Well, here I am, two years later, taking it all back! I whole heartedly agree that the deepest, most long lasting coaching experience comes from the coach facilitating the client to find the answers from within themselves.

That’s not to say the coach can’t point the client in the right direction when it comes to practical answers – however, the problem is, when we approach coaching with the green light to give advice in general, there’s the danger that the inexperienced coach can so easily slip into being too directive overall. Then we turn into being a mentor.

Much better to have a non-directive base line and bring in the odd exception to the rule than to end up the other way round. Being non-directive is by far the most rewarding experience both for the client and the coach and I am so grateful to you Kris, for putting me on that track!

Take my advice and keep up the good work!

3 | Peter

November 10th, 2009 at 1:20 pm


With so much information on the web and elsewhere a sufficiently motivated client will find it on their own or with some coaching.

Taking action is very individual and no two people are the same so I am even more reluctant to offer that.

Remember there is no low motivation, only poor rapport.

4 | Kris Robertson

November 10th, 2009 at 1:30 pm


Thanks Jon

Agree that direction is sometimes necessary for a client in which case they should hire a mentor and not a coach.
Or a professional who is clear that they offer some kind of combination approach.
I have incidentally helped many a coach start up their own business without offering them a single suggestion.
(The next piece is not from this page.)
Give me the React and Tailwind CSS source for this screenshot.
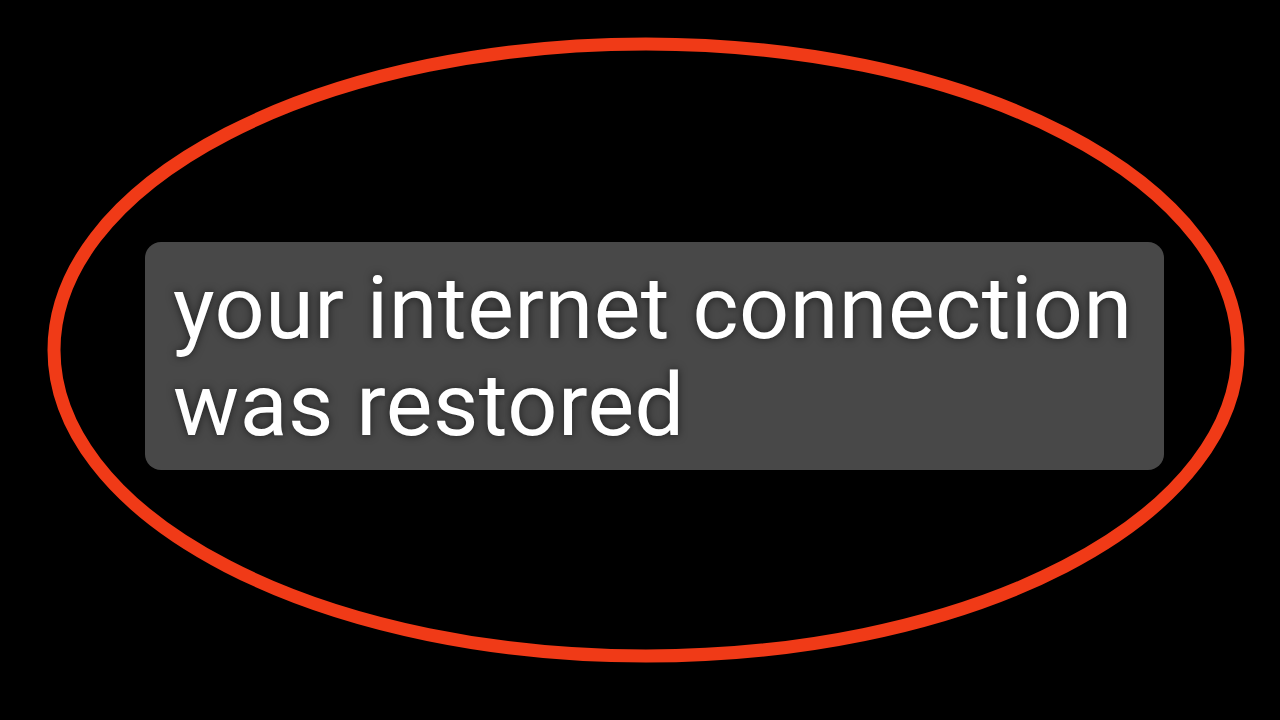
export default function App() {
  return (
    <div className="relative w-[1280px] h-[720px] bg-black overflow-hidden" style={{ fontFamily: "Roboto, 'Noto Sans', sans-serif" }}>
      {/* red ellipse */}
      <svg className="absolute inset-0" width="1280" height="720" viewBox="0 0 1280 720">
        <ellipse cx="646" cy="350" rx="592" ry="306" fill="none" stroke="#f03a17" strokeWidth="13" />
      </svg>

      <div className="relative pt-[242px] pl-[145px]">
        <div className="w-[1019px] h-[228px] bg-[#484848] rounded-[16px] pl-[28px] pt-[17px]">
          <p className="text-white text-[88px] leading-[97px] tracking-[0.5px] [text-shadow:0_0_8px_rgba(0,0,0,0.6)]">
            your internet connection
            <br />
            was restored
          </p>
        </div>
      </div>
    </div>
  );
}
The actions they often set themselves to go away and do involve speaking to different experts to fill in the gaps in their knowledge.
Thanks for your comment! I love this debate!

Kind Regards


5 | Jon Daniels

November 10th, 2009 at 2:02 pm


Let me throw another log on the fire of this debate then :-)
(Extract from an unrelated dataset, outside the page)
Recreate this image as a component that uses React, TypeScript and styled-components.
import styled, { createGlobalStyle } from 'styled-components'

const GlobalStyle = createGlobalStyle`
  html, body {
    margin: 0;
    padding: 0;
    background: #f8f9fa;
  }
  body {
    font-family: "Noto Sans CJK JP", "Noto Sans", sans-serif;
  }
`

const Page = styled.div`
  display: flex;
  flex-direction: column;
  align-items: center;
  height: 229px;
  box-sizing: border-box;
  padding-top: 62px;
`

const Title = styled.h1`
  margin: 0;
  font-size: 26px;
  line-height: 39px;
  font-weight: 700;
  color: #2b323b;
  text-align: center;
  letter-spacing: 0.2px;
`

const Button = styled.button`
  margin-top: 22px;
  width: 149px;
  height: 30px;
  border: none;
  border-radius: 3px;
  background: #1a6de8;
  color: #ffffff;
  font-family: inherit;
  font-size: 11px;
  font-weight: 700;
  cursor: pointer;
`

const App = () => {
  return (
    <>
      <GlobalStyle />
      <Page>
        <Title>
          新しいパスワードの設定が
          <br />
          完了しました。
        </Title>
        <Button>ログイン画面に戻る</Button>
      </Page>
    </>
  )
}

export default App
I dont see why you would say “where can you find this information?” when your client has hired you for your excellence in that particular niche. If I have an exercise to prove a point which might be along the lines of “Just go do this then lets talk about it” I see that as what my clients are paying me for. The result is still them making their own decisions after their own learning experience by working with me.

At the same time I can point them to other experts that I feel would be of benefit to them.

It is always the clients choice on what decision they make, and in my area, I positively encourage any stepping up and speak out for what they want instead of listen to other people.

6 | Kim

November 12th, 2009 at 11:44 am


I am still working through my diploma, but with one of my practice clients I adopted an approach in one session that I picked up from you Kris. It involved saying something like “Research has shown that…. (or there is a great book that says….) , so how could you do… ?”. The ‘client’ didn’t like it at all, tellling me that I was leading him too much and I should listen and let him find his own way.
On the other hand, while coaching a friend of mine in a pro bono session, I was careful to avoid any sort of suggestion at all, and my ‘client’ got totally stuck – I felt that he wanted me to give him the answers. This was despite me having carefully explained to him that it was not my role as a coach to do so.
So, is the answer that it all depends on the client and maybe a bit of prompting can be a good thing if used judiciously rather than gratuitously?


7 | Claire

November 17th, 2009 at 11:49 am


Hi there
I am only at the very beginning of my diploma in Corporate and Executive coaching and just finding my feet. It did feel very difficult to begin with not to give advice or feedback even when the client asked for it. I stood by ‘the rules’ and got some great feedback:
“I guess I was most surprised at how non-directive the role of the coach is. Thinking about it though I’m guessing that this is exactly what’s required. I also considered the flip side of this – i.e. directional coaching – and I’m not sure that would necessarily result in any buy-in to my final decision”
This has enabled me to have the conversation upfront about why I won’t give feedback and also to have a better response to give clients when they say “what do you think?”
Also in response to what Kim has said about suggesting books or bringing up research, I have found this useful to give to clients at the end of the session, after they have worked out what they want to do (or are on their way) as further readings.

8 | Oma

December 16th, 2009 at 1:43 pm


With the right skills you will find that you do not need to give advice. If a coach does not know how to ask such eliciting questions, then a skills up-grade might be just what they need. I learned the power of asking such questions on an NLP course. With questioning you can draw out information that the client didn’t even know they had. Or you can lead them onto their own path.

Besides, people generally resist being told what to do, and often don’t follow through. But when they “discover” such info, they “own” their solution and are more likely to go with it.

Helping your clients to grow through insightful questions helps them to become self-reliant, which is what we want for them in the end. I let clients know that I cannot give advice, only facilitate solutions. I’d be happy to point them to a consultant for advice.

Incidentally, most insurance policies don’t cover coaches for giving advice. And professional bodies don’t generally recommend it either.